Monthly Archives: February 2013

How I trained a robot neuroscientist to walk my dog

I need to go walk my dog. I could listen to music, to a podcast or to my own fabulously fascinating thoughts – but I’m not going to. I’m going to have a robot neuroscientist make the whole experience a time to learn.

Ok, what I’m actually going to do is use two robots (or automated technologies) to do the following: find me the hottest article of the week among the world’s leading neuroscientists online and then read it outloud on my phone while I walk the dog.

Here’s how I did it:

First I visited the Hot News page in a Little Bird report I ran awhile ago on Neuroscience. On that page, I find the 5 links that are hottest among the most respected neuroscience specialists on Twitter, today and this week. It’s like Techmeme for neuroscience. (If you’re curious, it turns out that the most influential neuroscience on Twitter, in the eyes of his peers, is Mo Costandi.)

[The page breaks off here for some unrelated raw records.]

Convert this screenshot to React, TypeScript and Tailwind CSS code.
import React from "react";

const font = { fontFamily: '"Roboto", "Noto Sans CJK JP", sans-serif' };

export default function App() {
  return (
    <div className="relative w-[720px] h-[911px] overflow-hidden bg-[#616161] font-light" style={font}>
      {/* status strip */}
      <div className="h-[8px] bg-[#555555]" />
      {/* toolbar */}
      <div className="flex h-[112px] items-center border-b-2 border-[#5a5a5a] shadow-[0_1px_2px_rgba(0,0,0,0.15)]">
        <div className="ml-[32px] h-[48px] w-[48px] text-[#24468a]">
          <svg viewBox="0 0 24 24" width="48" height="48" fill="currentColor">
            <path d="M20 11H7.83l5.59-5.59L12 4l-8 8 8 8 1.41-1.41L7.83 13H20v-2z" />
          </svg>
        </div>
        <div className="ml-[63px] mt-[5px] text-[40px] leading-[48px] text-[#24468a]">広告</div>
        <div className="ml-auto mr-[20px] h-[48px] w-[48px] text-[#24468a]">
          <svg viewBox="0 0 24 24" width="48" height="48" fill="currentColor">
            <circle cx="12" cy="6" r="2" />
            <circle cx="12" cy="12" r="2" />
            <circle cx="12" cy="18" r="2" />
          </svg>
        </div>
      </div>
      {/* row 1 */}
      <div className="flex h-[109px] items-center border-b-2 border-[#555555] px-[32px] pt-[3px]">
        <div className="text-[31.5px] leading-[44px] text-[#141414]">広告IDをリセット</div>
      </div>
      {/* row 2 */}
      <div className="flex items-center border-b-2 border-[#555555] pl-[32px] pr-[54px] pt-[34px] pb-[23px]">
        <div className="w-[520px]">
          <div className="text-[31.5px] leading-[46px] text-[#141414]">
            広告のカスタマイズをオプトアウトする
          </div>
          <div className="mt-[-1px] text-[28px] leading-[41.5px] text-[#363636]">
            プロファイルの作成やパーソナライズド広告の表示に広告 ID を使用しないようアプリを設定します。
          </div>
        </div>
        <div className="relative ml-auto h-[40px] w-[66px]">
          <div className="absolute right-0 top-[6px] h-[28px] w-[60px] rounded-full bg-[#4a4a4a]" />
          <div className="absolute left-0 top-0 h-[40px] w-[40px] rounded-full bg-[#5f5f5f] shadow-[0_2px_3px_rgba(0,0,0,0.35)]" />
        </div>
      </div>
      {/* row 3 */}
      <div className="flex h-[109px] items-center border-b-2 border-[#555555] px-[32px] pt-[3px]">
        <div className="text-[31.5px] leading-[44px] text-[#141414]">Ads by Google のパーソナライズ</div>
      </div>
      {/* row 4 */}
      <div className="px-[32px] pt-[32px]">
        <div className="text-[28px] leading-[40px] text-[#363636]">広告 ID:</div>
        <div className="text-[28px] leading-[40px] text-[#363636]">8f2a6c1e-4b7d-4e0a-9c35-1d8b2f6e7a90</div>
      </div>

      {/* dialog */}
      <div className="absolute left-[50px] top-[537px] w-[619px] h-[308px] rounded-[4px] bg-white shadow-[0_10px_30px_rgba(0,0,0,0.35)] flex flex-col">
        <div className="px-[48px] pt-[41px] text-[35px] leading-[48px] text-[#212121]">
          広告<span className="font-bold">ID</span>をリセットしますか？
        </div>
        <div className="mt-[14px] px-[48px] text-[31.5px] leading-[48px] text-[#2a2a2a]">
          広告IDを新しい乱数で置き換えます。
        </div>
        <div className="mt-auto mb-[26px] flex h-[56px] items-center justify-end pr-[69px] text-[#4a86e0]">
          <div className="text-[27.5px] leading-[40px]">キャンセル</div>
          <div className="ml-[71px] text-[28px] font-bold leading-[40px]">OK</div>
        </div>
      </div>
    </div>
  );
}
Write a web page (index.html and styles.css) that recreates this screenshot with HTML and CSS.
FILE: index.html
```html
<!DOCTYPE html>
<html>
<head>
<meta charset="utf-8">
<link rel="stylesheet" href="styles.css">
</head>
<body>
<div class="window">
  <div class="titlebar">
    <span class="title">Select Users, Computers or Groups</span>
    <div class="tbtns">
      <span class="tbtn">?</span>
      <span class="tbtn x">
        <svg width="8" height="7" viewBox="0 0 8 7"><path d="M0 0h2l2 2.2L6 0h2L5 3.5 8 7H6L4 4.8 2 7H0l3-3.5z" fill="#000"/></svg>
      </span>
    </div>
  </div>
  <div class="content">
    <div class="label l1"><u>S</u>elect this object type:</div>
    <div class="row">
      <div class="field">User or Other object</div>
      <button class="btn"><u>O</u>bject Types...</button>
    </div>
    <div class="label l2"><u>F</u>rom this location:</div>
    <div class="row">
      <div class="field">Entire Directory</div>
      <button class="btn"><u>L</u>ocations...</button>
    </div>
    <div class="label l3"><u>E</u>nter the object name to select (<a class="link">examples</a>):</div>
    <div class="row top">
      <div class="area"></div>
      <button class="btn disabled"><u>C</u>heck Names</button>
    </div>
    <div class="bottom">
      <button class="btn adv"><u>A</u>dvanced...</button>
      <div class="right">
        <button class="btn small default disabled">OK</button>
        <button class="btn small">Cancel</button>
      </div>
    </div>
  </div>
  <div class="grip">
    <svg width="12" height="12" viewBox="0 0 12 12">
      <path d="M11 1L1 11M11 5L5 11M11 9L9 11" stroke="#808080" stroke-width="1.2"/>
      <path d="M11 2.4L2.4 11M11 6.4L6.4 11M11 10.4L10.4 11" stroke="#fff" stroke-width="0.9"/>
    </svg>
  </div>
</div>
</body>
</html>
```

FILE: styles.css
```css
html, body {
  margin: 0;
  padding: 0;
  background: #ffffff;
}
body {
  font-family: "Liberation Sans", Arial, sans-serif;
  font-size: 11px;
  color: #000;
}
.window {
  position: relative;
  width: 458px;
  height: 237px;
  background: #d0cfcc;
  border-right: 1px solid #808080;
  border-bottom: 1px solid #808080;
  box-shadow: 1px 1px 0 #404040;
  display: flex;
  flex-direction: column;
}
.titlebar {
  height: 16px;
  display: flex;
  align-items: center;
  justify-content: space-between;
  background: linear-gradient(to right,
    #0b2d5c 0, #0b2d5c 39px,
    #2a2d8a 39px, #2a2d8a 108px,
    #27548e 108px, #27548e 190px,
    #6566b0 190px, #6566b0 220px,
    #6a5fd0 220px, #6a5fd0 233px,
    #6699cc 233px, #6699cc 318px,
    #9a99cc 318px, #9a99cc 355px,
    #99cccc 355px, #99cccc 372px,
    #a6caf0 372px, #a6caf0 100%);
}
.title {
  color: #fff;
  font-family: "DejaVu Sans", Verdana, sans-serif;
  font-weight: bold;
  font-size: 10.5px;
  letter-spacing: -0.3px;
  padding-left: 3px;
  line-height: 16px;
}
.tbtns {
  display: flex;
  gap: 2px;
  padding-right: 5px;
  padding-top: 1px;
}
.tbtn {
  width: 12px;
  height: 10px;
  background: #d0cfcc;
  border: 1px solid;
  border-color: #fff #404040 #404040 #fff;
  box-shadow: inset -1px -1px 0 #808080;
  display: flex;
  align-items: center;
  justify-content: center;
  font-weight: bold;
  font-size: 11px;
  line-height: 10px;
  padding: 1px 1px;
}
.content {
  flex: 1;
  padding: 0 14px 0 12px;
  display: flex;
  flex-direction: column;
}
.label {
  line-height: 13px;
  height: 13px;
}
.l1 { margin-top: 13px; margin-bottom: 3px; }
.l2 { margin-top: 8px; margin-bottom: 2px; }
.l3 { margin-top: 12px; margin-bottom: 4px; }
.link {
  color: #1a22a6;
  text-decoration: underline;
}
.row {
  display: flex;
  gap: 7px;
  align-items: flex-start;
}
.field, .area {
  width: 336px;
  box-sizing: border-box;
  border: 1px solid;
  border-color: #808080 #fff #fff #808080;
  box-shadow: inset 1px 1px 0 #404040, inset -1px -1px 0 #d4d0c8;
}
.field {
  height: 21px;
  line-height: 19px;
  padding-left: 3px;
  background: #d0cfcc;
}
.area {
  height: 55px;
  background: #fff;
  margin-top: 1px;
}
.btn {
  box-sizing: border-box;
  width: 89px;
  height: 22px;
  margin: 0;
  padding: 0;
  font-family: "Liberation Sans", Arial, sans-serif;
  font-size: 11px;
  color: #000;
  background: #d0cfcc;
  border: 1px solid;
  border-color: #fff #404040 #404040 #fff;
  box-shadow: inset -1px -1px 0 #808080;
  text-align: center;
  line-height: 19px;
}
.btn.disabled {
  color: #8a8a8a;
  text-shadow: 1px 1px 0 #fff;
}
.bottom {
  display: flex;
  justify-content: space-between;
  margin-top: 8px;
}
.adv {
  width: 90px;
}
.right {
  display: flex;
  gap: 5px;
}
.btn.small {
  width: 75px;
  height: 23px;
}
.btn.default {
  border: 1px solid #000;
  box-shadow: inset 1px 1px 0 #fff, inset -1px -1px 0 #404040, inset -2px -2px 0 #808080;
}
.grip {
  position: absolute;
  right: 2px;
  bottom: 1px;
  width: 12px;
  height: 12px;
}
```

I grabbed the hottest link of the week, this one about a new federal project to fund a map of the human brain, and I emailed it to myself. I then opened the link on my phone, copied the text of the article and pasted it into this $1.99 app called Speak It! The app does a great job of reading text out loud in a robotic voice. I’ve listened to a lot of information that way while walking the dog.

And there you go, that’s how I trained a robot neuroscientist to walk my dog…kind of. The last few steps are a little hacky but it works! The first part of the hack, using a robot to find the 500 most peer-respected neuroscience specialists on Twitter and blogs, was not trivial at all, of course. That’s something we’ve now got a whole team perfecting. Even though it’s usually for serious business, late at night it can be a lot of good for fun, too.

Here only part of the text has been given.